The detective went on to say that knife crime is a problem the force in committed to dealing with, and will continue to fight until residents across the region feel safe.

He said: "We’re dealing with a case here which is unique to my experience, where we have two 12 year olds that have carried and used a knife to inflict fatal violence.

"I think dealing with that comes back to what I've said about the problem.

"First of all its a problem West Midlands Police are committed to dealing with, with extra funding, operational changes and local policing as well as efforts being made to improve the level and depth of our investigations.

"But that will not solve the problem on its own, that's why we need the support of the community and our partners in health, education and social care.

"All of us can see the knife crime problem in the community, and we all have a responsibility to do what we can to show that there are no winners in this situation.

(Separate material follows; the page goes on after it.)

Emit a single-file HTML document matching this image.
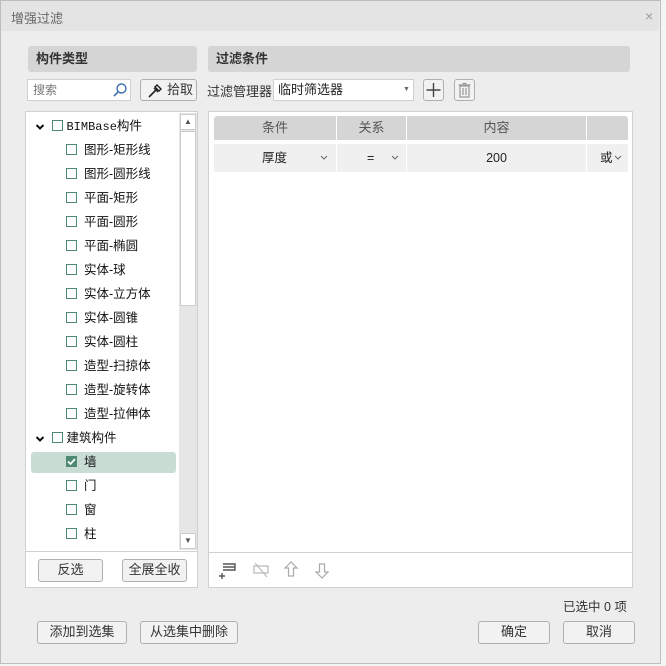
<!DOCTYPE html>
<html><head><meta charset="utf-8"><style>
*{box-sizing:border-box;margin:0;padding:0}
body{width:666px;height:666px;background:#f4f4f4;font-family:"Liberation Sans","Noto Sans CJK SC",sans-serif;font-size:12px;color:#222;position:relative;overflow:hidden}
.a{position:absolute}
.win{left:0;top:0;width:661px;height:664px;border:1px solid #bdbdbd;background:#ededed}
.title{left:1px;top:1px;width:658px;height:30px;background:#e4e4e4;color:#666;font-size:13px;padding:7px 0 0 10px}
.hdr{background:#d5d5d5;border-radius:3px;font-weight:bold;font-size:13px;color:#333;padding:0 0 0 8px;height:26px;line-height:26px}
.box{background:#fff;border:1px solid #d0d0d0}
.btn{background:#f2f2f2;border:1px solid #b0b0b0;border-radius:3px;text-align:center;font-size:13px;color:#333;line-height:20px}
.cb{width:11px;height:11px;border:1.5px solid #4e8a72;display:inline-block}
.row{position:absolute;left:0;height:24px;font-size:12.5px;color:#111;line-height:24px;white-space:nowrap}
.th{position:absolute;top:0;height:24px;background:#d5d5d5;text-align:center;line-height:24px;color:#555;font-size:13px}
.td{position:absolute;top:28px;height:28px;background:#f0f0f0;line-height:28px;font-size:12.5px}
.chev{position:absolute;top:11px}
</style></head><body>
<div class="a win"></div>
<div class="a title">增强过滤</div>
<div class="a" style="left:645px;top:8px;color:#999;font-size:14px">×</div>

<div class="a hdr" style="left:28px;top:46px;width:169px">构件类型</div>
<div class="a hdr" style="left:208px;top:46px;width:422px">过滤条件</div>

<div class="a box" style="left:27px;top:79px;width:104px;height:22px;color:#777;padding-left:5px;line-height:20px">搜索
<svg class="a" style="left:84px;top:2px" width="16" height="16"><circle cx="9.5" cy="6.5" r="4.5" fill="none" stroke="#3d6fb0" stroke-width="1.4"/><line x1="6.3" y1="9.7" x2="2" y2="14" stroke="#3d6fb0" stroke-width="1.6"/></svg></div>
<div class="a btn" style="left:140px;top:79px;width:57px;height:22px;text-align:left;padding-left:26px">拾取
<svg class="a" style="left:5px;top:2px" width="17" height="17"><path d="M3 15 L11 7" stroke="#222" stroke-width="1.6"/><path d="M9 5 L11 3 L15 7 L13 9 Z" fill="none" stroke="#222" stroke-width="1.4"/><path d="M8 6L12 10" stroke="#222" stroke-width="1.4"/></svg></div>

<div class="a" style="left:207px;top:81px;font-size:13px;color:#333">过滤管理器</div>
<div class="a box" style="left:273px;top:79px;width:141px;height:22px;padding-left:4px;font-size:13px;line-height:20px">临时筛选器<span class="a" style="left:129px;top:0;font-size:7px;color:#666">▼</span></div>
<div class="a btn" style="left:423px;top:79px;width:21px;height:22px"><svg width="19" height="20"><path d="M9.5 3v14M2.5 10h14" stroke="#444" stroke-width="1.4"/></svg></div>
<div class="a btn" style="left:454px;top:79px;width:21px;height:22px"><svg width="19" height="20"><rect x="5" y="6" width="9" height="11" fill="none" stroke="#999" stroke-width="1.2"/><path d="M3.5 5h12M7.5 3.5h4M8 8v7M11 8v7" stroke="#999" stroke-width="1.2"/></svg></div>

<!-- tree panel -->
<div class="a box" style="left:25px;top:111px;width:173px;height:477px"></div>
<div class="a" style="left:26px;top:551px;width:171px;height:1px;background:#d0d0d0"></div>
<div class="a" style="left:179px;top:113px;width:18px;height:437px;background:#e6e6e6"></div>
<div class="a" style="left:180px;top:114px;width:16px;height:16px;background:#fff;border:1px solid #ccc;font-size:8px;text-align:center;line-height:14px;color:#555">▲</div>
<div class="a" style="left:180px;top:131px;width:16px;height:175px;background:#fff;border:1px solid #ccc"></div>
<div class="a" style="left:180px;top:533px;width:16px;height:16px;background:#fff;border:1px solid #ccc;font-size:8px;text-align:center;line-height:14px;color:#555">▼</div>
<div class="a" style="left:31px;top:452px;width:145px;height:21px;background:#c9ddd5;border-radius:3px"></div>
<svg class="a" style="left:35px;top:122px" width="10" height="10"><path d="M1.5 3l3.5 3.5 3.5-3.5" stroke="#111" stroke-width="2" fill="none"/></svg>
<svg class="a" style="left:35px;top:434px" width="10" height="10"><path d="M1.5 3l3.5 3.5 3.5-3.5" stroke="#111" stroke-width="2" fill="none"/></svg>
<div class="a" style="left:26px;top:114px;width:150px;height:436px">
<div class="row" style="top:0;left:26px"><span class="cb" style="vertical-align:-1px"></span>&nbsp;<span style="font-family:'Liberation Mono',monospace;font-size:12px">BIMBase</span>构件</div>
<div class="row" style="top:24px;left:40px"><span class="cb" style="vertical-align:-1px"></span>&nbsp; 图形-矩形线</div>
<div class="row" style="top:48px;left:40px"><span class="cb" style="vertical-align:-1px"></span>&nbsp; 图形-圆形线</div>
<div class="row" style="top:72px;left:40px"><span class="cb" style="vertical-align:-1px"></span>&nbsp; 平面-矩形</div>
<div class="row" style="top:96px;left:40px"><span class="cb" style="vertical-align:-1px"></span>&nbsp; 平面-圆形</div>
<div class="row" style="top:120px;left:40px"><span class="cb" style="vertical-align:-1px"></span>&nbsp; 平面-椭圆</div>
<div class="row" style="top:144px;left:40px"><span class="cb" style="vertical-align:-1px"></span>&nbsp; 实体-球</div>
<div class="row" style="top:168px;left:40px"><span class="cb" style="vertical-align:-1px"></span>&nbsp; 实体-立方体</div>
<div class="row" style="top:192px;left:40px"><span class="cb" style="vertical-align:-1px"></span>&nbsp; 实体-圆锥</div>
<div class="row" style="top:216px;left:40px"><span class="cb" style="vertical-align:-1px"></span>&nbsp; 实体-圆柱</div>
<div class="row" style="top:240px;left:40px"><span class="cb" style="vertical-align:-1px"></span>&nbsp; 造型-扫掠体</div>
<div class="row" style="top:264px;left:40px"><span class="cb" style="vertical-align:-1px"></span>&nbsp; 造型-旋转体</div>
<div class="row" style="top:288px;left:40px"><span class="cb" style="vertical-align:-1px"></span>&nbsp; 造型-拉伸体</div>
<div class="row" style="top:312px;left:26px"><span class="cb" style="vertical-align:-1px"></span>&nbsp;建筑构件</div>
<div class="row" style="top:336px;left:40px"><svg width="11" height="11" style="vertical-align:-1px"><rect width="11" height="11" fill="#4e8a72"/><path d="M2 5.5l2.5 2.5 4.5-5" stroke="#fff" stroke-width="1.8" fill="none"/></svg>&nbsp; 墙</div>
<div class="row" style="top:360px;left:40px"><span class="cb" style="vertical-align:-1px"></span>&nbsp; 门</div>
<div class="row" style="top:384px;left:40px"><span class="cb" style="vertical-align:-1px"></span>&nbsp; 窗</div>
<div class="row" style="top:408px;left:40px"><span class="cb" style="vertical-align:-1px"></span>&nbsp; 柱</div>
</div>
<div class="a btn" style="left:38px;top:559px;width:65px;height:23px">反选</div>
<div class="a btn" style="left:122px;top:559px;width:65px;height:23px">全展全收</div>

<!-- right panel -->
<div class="a box" style="left:208px;top:111px;width:425px;height:477px"></div>
<div class="a" style="left:209px;top:552px;width:423px;height:1px;background:#d0d0d0"></div>
<div class="a" style="left:214px;top:116px;width:414px;height:60px">
<div class="th" style="left:0;width:122px;border-top-left-radius:3px">条件</div>
<div class="th" style="left:123px;width:69px">关系</div>
<div class="th" style="left:193px;width:179px">内容</div>
<div class="th" style="left:373px;width:41px;border-top-right-radius:3px"></div>
<div class="td" style="left:0;width:122px;padding-left:48px">厚度<svg class="chev" style="left:106px" width="8" height="6"><path d="M1 1l3 3 3-3" stroke="#666" fill="none"/></svg></div>
<div class="td" style="left:123px;width:69px;padding-left:30px">=<svg class="chev" style="left:54px" width="8" height="6"><path d="M1 1l3 3 3-3" stroke="#666" fill="none"/></svg></div>
<div class="td" style="left:193px;width:179px;text-align:center">200</div>
<div class="td" style="left:373px;width:41px;padding-left:13px">或<svg class="chev" style="left:27px" width="8" height="6"><path d="M1 1l3 3 3-3" stroke="#666" fill="none"/></svg></div>
</div>
<svg class="a" style="left:218px;top:560px" width="120" height="20">
<path d="M5 4h12v6h-12M5 7h12M4 13v6M1 16h6" stroke="#555" stroke-width="1.4" fill="none"/>
<path d="M36 6h14v7h-14zM37 3l12 14" stroke="#bbb" stroke-width="1.3" fill="none"/>
<path d="M73 2l-6 6h3.5v8h5v-8h3.5z" stroke="#aaa" stroke-width="1.2" fill="none"/>
<path d="M104 18l-6-6h3.5v-8h5v8h3.5z" stroke="#aaa" stroke-width="1.2" fill="none"/>
</svg>

<div class="a" style="left:563px;top:596px;font-size:12.5px;color:#333">已选中 0 项</div>
<div class="a btn" style="left:37px;top:621px;width:90px;height:23px">添加到选集</div>
<div class="a btn" style="left:140px;top:621px;width:98px;height:23px">从选集中删除</div>
<div class="a btn" style="left:478px;top:621px;width:72px;height:23px">确定</div>
<div class="a btn" style="left:563px;top:621px;width:72px;height:23px">取消</div>
</body></html>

"It can have real and devastating effects on the lives of those that have had knives used on them and those that carry them."

He finished by urging young people to take note on what happened to Shawn, and urged them to realise that 'nobody wins' in a case like this.

He said: "I would urge young people in the community to read about this, and realise that nobody wins in this situation.

"You've got the life of a young man who had everything in front of him which is now ended and you've got lives of two boys which are irrevocably changed.

"And people who carry knives in the community need to think that there are consequences to those actions which go beyond any sort of notion that you might need to protect yourself or that it could give you some sort of status or respect."